The British government is to collaborate with the US state of Michigan – home to the country’s top three automakers – on the development of autonomous vehicles and smart roads.

A memorandum of understanding signed by Michigan governor Rick Snyder and UK business minister Richard Harrington is to see agencies and businesses in Detroit work with organisations in the UK such as the government’s Centre for Connected and Autonomous Vehicles (CCAV) and Transport Systems Catapult on technologies and new rules to govern them.

British organisations will be able to share experiences with those in Michigan and make use of MCity and the American Center of Mobility, two driverless car test grounds, Snyder said.

“We need to embrace a broader network,” he told the Financial Times, adding Britain was “a place of core competency in this field”.

Research acceleration

Ford, General Motors and Chrysler are based in Detroit, and Snyder said 76 percent of all US automobile research and development takes place in Michigan.

In reported comments, he said the current time is a “transformational” one for the auto industry.

The UK has made autonomous vehicles a core part of its Industrial Strategy, along with technologies such as artificial intelligence and data analytics, and transport secretary Chris Grayling said at the end of last year that self-driving cars would be on the road by 2021.

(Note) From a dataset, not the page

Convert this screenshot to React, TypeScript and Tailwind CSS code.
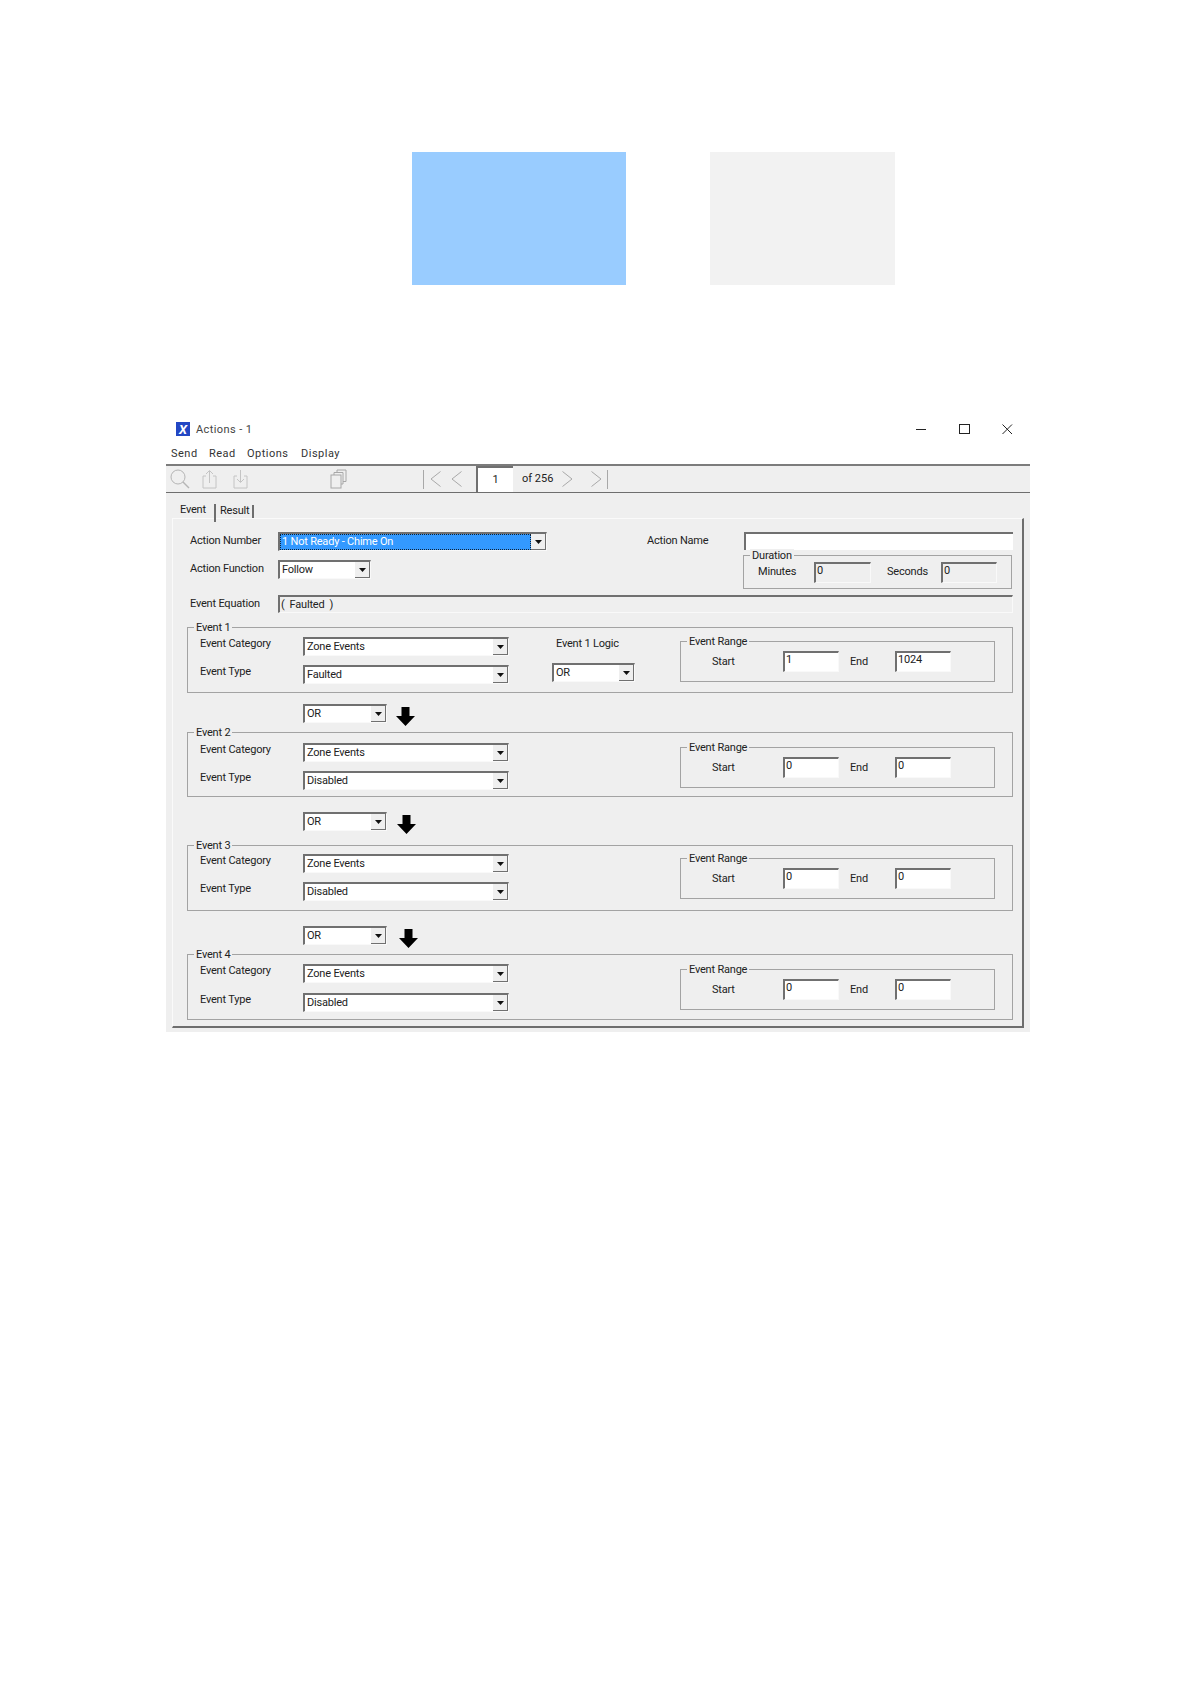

The government recently confirmed a three-year investigation into driving laws for autonomous cars. Meanwhile, the Automated and Electric Vehicles Bill, which covers areas including insurance for self-driving cars and electric vehicle charge point measures, is currently making its way through Parliament.

British research in the area is being spearheaded by organisations including the University of Warwick and Jaguar Land Rover, as well as government bodies such as the CCAV.